Skills Professionals Need for Crypto AML

Crypto AML is now a hybrid discipline. You need compliance knowledge, but you also need to read blockchain data. Professionals should understand wallet types, UTXO versus account-based models, ERC-20 token events, exchange hot wallets, bridges, mixers, and basic graph analysis.

If you want a structured learning path, Blockchain Council certifications can support different roles. The Certified Cryptocurrency Expert™ (CCE) is a useful starting point for understanding crypto markets and transaction mechanics. The Certified Blockchain Expert™ (CBE) fits professionals who need broader blockchain architecture knowledge.
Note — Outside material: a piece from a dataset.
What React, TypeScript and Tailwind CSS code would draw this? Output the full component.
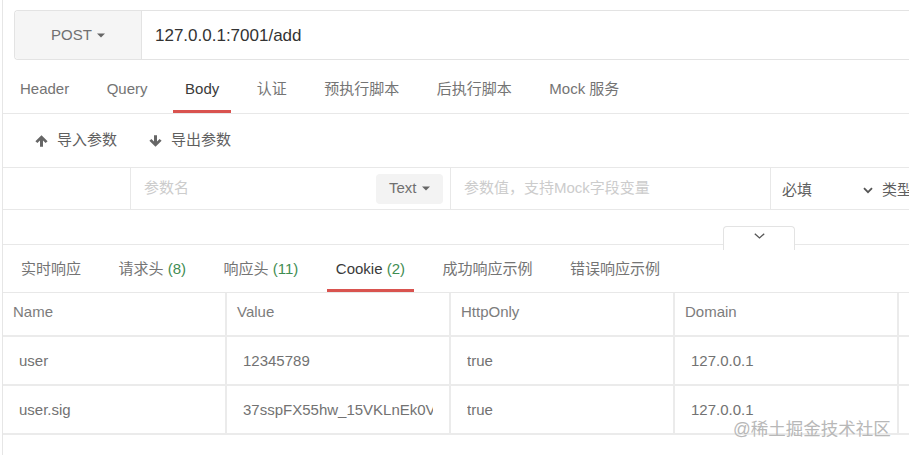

Developers building monitoring tools or Web3 controls can consider the Certified Blockchain Developer™ (CBD) as a next step.

Best Practices Checklist

  1. Verify customers and businesses before allowing meaningful transaction activity.
  2. Assign risk scores at onboarding and update them as behavior changes.
  3. Monitor fiat and crypto flows in one case management process.
  4. Screen wallets against sanctions, high-risk services, scams, darknet markets, and mixer exposure.
  5. Track cross-chain movement through bridges and Layer 2 networks.
  6. Use ML for alert prioritization, but keep human review for decisions that affect customers.
  7. Maintain Travel Rule records and VASP counterparty processes.
  8. Train analysts on real transaction graphs, not just policy documents.

Final Takeaway

The best way to detect and prevent money laundering in cryptocurrency transactions is to treat AML as an operating system, not a checkbox. Start with strong KYC and KYB, add continuous on-chain monitoring, follow FATF Travel Rule expectations, and train teams to read wallet behavior in context.

Your next step: review one recent high-risk transaction from your own environment or a public case study. Trace the source, the hops, the asset swaps, the bridge movements, and the off-ramp. If your team cannot explain the path clearly, build that skill before the next alert arrives.